Komisi Pemberantasan Korupsi (KPK) hari Senin (3/9) menetapkan 22 anggota DPRD Malang sebagai tersangka baru dalam dugaan suap Anggaran Pendapatan dan Belanja Daerah Perubahan Kota Malang tahun anggaran 2015.
41 dari 45 Anggota DPRD Malang Jadi TSK Korupsi
Secara total, ada 41 anggota dewan yang ditetapkan sebagai tersangka oleh KPK. Mereka diduga menerima suap dari mantan walikota Malang, Mochamad Anton yang telah dituntut tiga tahun penjara. Setiap anggota diduga menerima suap 12,5 juta hingga 50 juta rupiah untuk menyetujui penetapan Rancangan Peraturan Daerah Kota Malang tentang Perubahan APBD tahun anggaran 2015. Saat ini hanya tersisa empat orang anggota DPRD Malang yang masih menjalankan fungsi operasional.

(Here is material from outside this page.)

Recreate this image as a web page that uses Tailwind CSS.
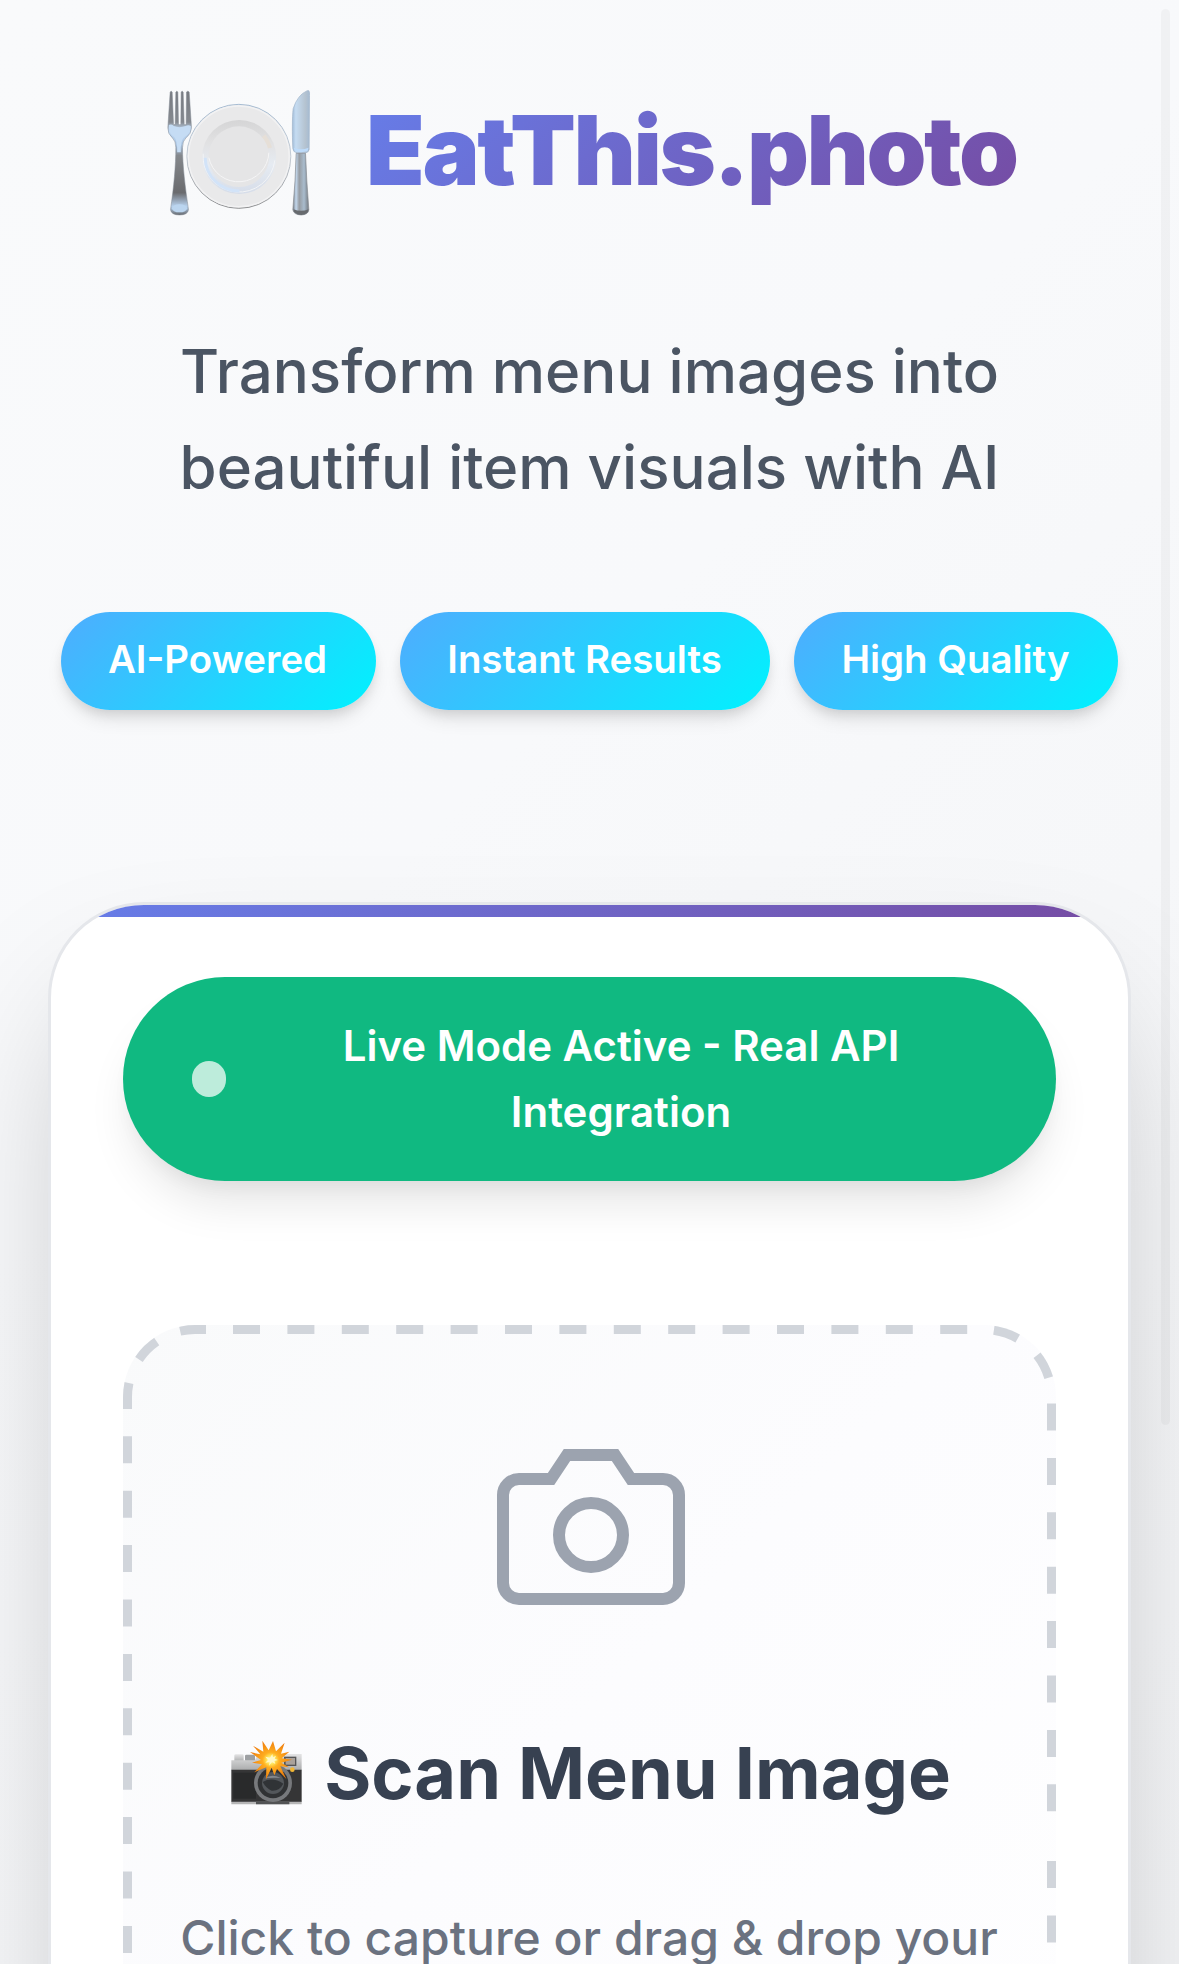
<!DOCTYPE html>
<html lang="en">
<head>
    <meta charset="utf-8"/>
    <meta content="width=device-width, initial-scale=1.0" name="viewport"/>
    <title>EatThis.photo</title>
    <script src="https://cdn.jsdelivr.net/npm/@tailwindcss/browser@4"></script>
</head>
<body class="h-[1964px] overflow-hidden font-['Inter',sans-serif] bg-[linear-gradient(135deg,#f9fafb_0%,#f8f9fb_40%,#f3f4f6_100%)]">
    <div class="h-[1964px] overflow-hidden px-12">
        <!-- Header -->
        <header class="h-[902px] pt-[87px] text-center">
            <div class="flex h-[130px] items-start pl-[118px]">
                <svg class="h-[130px] w-[147px] shrink-0" viewBox="80 50 440 390">
                    <defs>
                        <linearGradient id="fork" x1="0" y1="0" x2="0" y2="1">
                            <stop offset="0" stop-color="#777a80"/>
                            <stop offset=".25" stop-color="#85898f"/>
                            <stop offset=".32" stop-color="#c3dbf5"/>
                            <stop offset=".43" stop-color="#a9c4e2"/>
                            <stop offset=".52" stop-color="#85888c"/>
                            <stop offset=".82" stop-color="#6a6b6e"/>
                            <stop offset=".93" stop-color="#b8d2ee"/>
                            <stop offset="1" stop-color="#66696e"/>
                        </linearGradient>
                        <linearGradient id="blade" x1="0" y1="0" x2="1" y2="0">
                            <stop offset="0" stop-color="#a3bdd8"/>
                            <stop offset=".2" stop-color="#c5dcf2"/>
                            <stop offset=".75" stop-color="#b5c3d0"/>
                            <stop offset="1" stop-color="#a5bbd2"/>
                        </linearGradient>
                        <linearGradient id="handle" x1="0" y1="0" x2="1" y2="0">
                            <stop offset="0" stop-color="#777c83"/>
                            <stop offset=".2" stop-color="#c3d8ed"/>
                            <stop offset=".4" stop-color="#979ca2"/>
                            <stop offset=".7" stop-color="#a9bccd"/>
                            <stop offset="1" stop-color="#74797f"/>
                        </linearGradient>
                        <linearGradient id="rim" x1="0" y1="0" x2="0" y2="1">
                            <stop offset="0" stop-color="#d5d5d6"/>
                            <stop offset=".3" stop-color="#e1e1e2"/>
                            <stop offset=".6" stop-color="#e6ebf2"/>
                            <stop offset="1" stop-color="#d6dde9"/>
                        </linearGradient>
                        <linearGradient id="edge" x1="0" y1="0" x2="0" y2="1">
                            <stop offset="0" stop-color="#a5bbd2"/>
                            <stop offset=".5" stop-color="#c3cbd4"/>
                            <stop offset="1" stop-color="#8f9092"/>
                        </linearGradient>
                    </defs>
                    <path fill="url(#fork)" stroke="#808993" stroke-width="1.5" d="M92 65Q95 60 98 65L102 160Q103 168 107 160L109 65Q112 60 115 65L117 160Q120 168 124 160L125 65Q128 60 131 65L134 160Q138 168 140 160L141 65Q145 60 149 65L156 172Q156 190 139 203Q129 212 129 232C129 285 137 350 147 418Q145 434 120 434Q95 434 93 418C103 350 109 285 109 232Q109 212 99 203Q84 190 85 172Z"/>
                    <path fill="#c5dcf4" d="M88 164Q96 160 103 167Q120 174 138 167Q148 162 154 168Q154 188 135 200Q122 210 124 246H113Q114 210 104 200Q87 188 88 164Z"/>
                    <ellipse cx="120" cy="414" rx="23" ry="12" fill="#bbd5ef"/>
                    <circle cx="298" cy="258" r="156" fill="#e9e9ea" stroke="url(#edge)" stroke-width="3"/>
                    <circle cx="298" cy="258" r="151" fill="none" stroke="#f2f2f3" stroke-width="4"/>
                    <circle cx="299" cy="260" r="111" fill="url(#rim)"/>
                    <path d="M191 250A108 108 0 0 0 406 270" fill="none" stroke="#f3f4f6" stroke-width="3"/>
                    <path d="M197 262A102 102 0 0 0 300 362" fill="none" stroke="#d2e3f8" stroke-width="9"/>
                    <path d="M372 196A98 98 0 0 1 391 233" fill="none" stroke="#e6dfd7" stroke-width="14"/>
                    <circle cx="298" cy="259" r="91" fill="#e5e5e6"/>
                    <path d="M208 262A91 91 0 0 0 388 247" fill="none" stroke="#f5f5f6" stroke-width="3"/>
                    <path fill="url(#blade)" stroke="#9eb3ca" stroke-width="2" d="M508 61Q511 64 510 75L509 238Q507 247 496 248H474Q461 246 460 235C458 190 458 140 461 115Q474 74 503 61Z"/>
                    <path d="M463 232Q484 241 507 232L504 243Q484 248 467 243Z" fill="#bddbfa"/>
                    <path fill="url(#handle)" stroke="#85898f" stroke-width="2" d="M470 249H498Q501 330 508 418Q507 433 485 434Q462 433 460 418Q468 330 470 249Z"/>
                    <path fill="#676a6e" d="M462 417Q485 426 507 417Q507 433 485 434Q462 433 462 417Z"/>
                </svg>
                <h1 class="-mt-[9px] ml-[53px] bg-[linear-gradient(135deg,#667eea_0%,#764ba2_100%)] bg-clip-text text-[96px] leading-[144px] font-black tracking-[-2.4px] whitespace-nowrap text-transparent">EatThis.photo</h1>
            </div>
            <p class="mt-[106px] text-[60px] leading-[96px] font-medium text-[#4b5563]">Transform menu images into<br>beautiful item visuals with AI</p>
            <div class="mt-[97px] flex justify-center gap-6 text-[38.4px] leading-[94px] font-semibold whitespace-nowrap text-white">
                <span class="h-[98px] w-[315px] rounded-full bg-[linear-gradient(135deg,#4facfe_0%,#00f2fe_100%)] pr-[2px] shadow-[0_12px_18px_-3px_#0000001a,0_6px_12px_-3px_#0000001a]">AI-Powered</span>
                <span class="h-[98px] w-[370px] rounded-full bg-[linear-gradient(135deg,#4facfe_0%,#00f2fe_100%)] pr-px shadow-[0_12px_18px_-3px_#0000001a,0_6px_12px_-3px_#0000001a]">Instant Results</span>
                <span class="h-[98px] w-[324px] rounded-full bg-[linear-gradient(135deg,#4facfe_0%,#00f2fe_100%)] pr-px shadow-[0_12px_18px_-3px_#0000001a,0_6px_12px_-3px_#0000001a]">High Quality</span>
            </div>
        </header>

        <!-- Main card -->
        <main class="h-[1800px] overflow-hidden rounded-[96px] border-3 border-[#e5e7eb] bg-white shadow-[0_75px_150px_-36px_#00000040]">
            <div class="h-3 bg-[linear-gradient(135deg,#667eea_0%,#764ba2_100%)]"></div>
            <div class="px-[72px] pt-[60px]">
                <!-- Status -->
                <div class="flex h-[204px] items-center rounded-[102px] bg-[#10b981] px-[69px] text-center text-[42px] leading-[66px] font-semibold text-white shadow-[0_30px_45px_-9px_#0000001a,0_12px_18px_-6px_#0000000d]">
                    <span class="h-9 w-[34px] shrink-0 rounded-full bg-[#bdecdb]"></span>
                    <span class="ml-[29px] flex-1">Live Mode Active - Real API<br>Integration</span>
                </div>

                <!-- Upload area -->
                <div class="relative mt-36 h-[1200px] rounded-[72px] bg-[linear-gradient(135deg,#f9fafb_0%,#fcfcfe_40%,#ffffff_100%)] pt-[106px] text-center">
                    <!-- dashes run along the outer edge, the outer half is clipped away -->
                    <svg class="absolute inset-0 overflow-hidden rounded-[72px]" width="933" height="1200" fill="none" stroke="#d1d5db" stroke-width="18" stroke-dasharray="27 27.4">
                        <path d="M110 0H861A72 72 0 0 1 933 72V488"/>
                        <path d="M933 536V1128"/>
                        <path d="M83 0H72A72 72 0 0 0 0 72V1128"/>
                    </svg>
                    <svg class="mx-auto h-48 w-48 translate-x-[1px]" viewBox="0 0 24 24" fill="none" stroke="#9ca3af" stroke-width="1.5">
                        <path d="M23 19a2 2 0 0 1-2 2H3a2 2 0 0 1-2-2V8a2 2 0 0 1 2-2h4l2-3h6l2 3h4a2 2 0 0 1 2 2z"/>
                        <circle cx="12" cy="13" r="4"/>
                    </svg>
                    <h3 class="mt-[92px] flex items-center justify-center pl-[2px] text-[72px] leading-[115px] font-bold whitespace-nowrap text-[#374151]">
                        <svg class="mr-5 h-[66px] w-[74px]" viewBox="62 62 222 198">
                            <defs>
                                <linearGradient id="silver" x1="0" y1="0" x2="0" y2="1">
                                    <stop offset="0" stop-color="#e4e4e5"/>
                                    <stop offset="1" stop-color="#aaabac"/>
                                </linearGradient>
                                <radialGradient id="flash" cx=".5" cy=".5" r=".5">
                                    <stop offset="0" stop-color="#fffdf0"/>
                                    <stop offset=".2" stop-color="#ffe75d"/>
                                    <stop offset=".4" stop-color="#ffae20"/>
                                    <stop offset="1" stop-color="#ef7d0c"/>
                                </radialGradient>
                            </defs>
                            <rect x="75" y="105" width="28" height="22" rx="4" fill="url(#silver)"/>
                            <rect x="107" y="106" width="30" height="20" rx="4" fill="#9da0a3"/>
                            <path d="M66 123H137L145 104H277V153H66Z" fill="url(#silver)"/>
                            <path d="M66 151H277V248H66Z" fill="#353536"/>
                            <path d="M72 160H140V238H72Z" fill="#292a2b"/>
                            <path d="M66 247H277V255H66Z" fill="#b5b5b6"/>
                            <path d="M140 247H240V255H140Z" fill="#525355"/>
                            <rect x="224" y="112" width="37" height="28" fill="#565657"/>
                            <rect x="229" y="116" width="28" height="20" fill="#aaa29b"/>
                            <circle cx="191" cy="191" r="57" fill="#77797c"/>
                            <circle cx="191" cy="191" r="46" fill="#303234"/>
                            <circle cx="191" cy="191" r="33" fill="#53575b"/>
                            <path d="M160 188Q189 171 222 193Q210 216 187 214Q170 207 160 188Z" fill="#303336"/>
                            <path d="M166 177Q187 162 214 176Q190 174 166 177Z" fill="#85898e"/>
                            <circle cx="249" cy="151" r="7" fill="#f2b634"/>
                            <path fill="url(#flash)" d="M191 65L200 96L226 70L215 103L240 97L217 117L248 121L216 130L239 144L213 141L231 179L203 149L195 168L187 145L170 180L171 144L135 159L158 135L128 130L155 122L122 98L153 105L131 79L162 97L159 64L178 93Z"/>
                            <path fill="#fff8c7" d="M189 104L191 114L200 109L196 118L206 122L195 125L198 134L188 128L179 139L181 128L168 130L176 122L168 112L182 115Z"/>
                        </svg>
                        <span>Scan Menu Image</span>
                    </h3>
                    <p class="mt-[69px] pr-px text-[48px] leading-[77px] font-medium text-[#6b7280]">Click to capture or drag &amp; drop your</p>
                </div>
            </div>
        </main>
    </div>

    <!-- Scroll indicator -->
    <div class="absolute top-[9px] left-[1161px] h-[1416px] w-[9px] rounded-full bg-black/3"></div>
</body>
</html>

Ketua KPK Agus Raharjo menyarankan agar partai politik segera melakukan pergantian antar waktu anggota-anggota DPRD Malang yang telah ditetapkan sebagai tersangka dalam kasus suap itu. Ini penting agar DPRD Malang dapat kembali menjalankan tugasnya.
"Ada yang begitu tersangka, partai langsung memecat, langsung PAW-kan. Harapan saya kalau kemudian partai melakukan itu ya kekosongan kekuasaan itu tidak terjadi. Jadi tetap berjalan dengan baik," ujar Agus.
Kemendagri Siap Keluarkan Diskresi Supaya DPRD Tetap Beroperasi
Secara terpisah Kementerian Dalam Negeri menyatakan siap mengeluarkan kebijakan terobosan atau diskresi untuk menggerakkan pemerintahan di kota Malang yang terancam terhenti karena hampir semua anggota DPRD di kota itu terjerat kasus korupsi.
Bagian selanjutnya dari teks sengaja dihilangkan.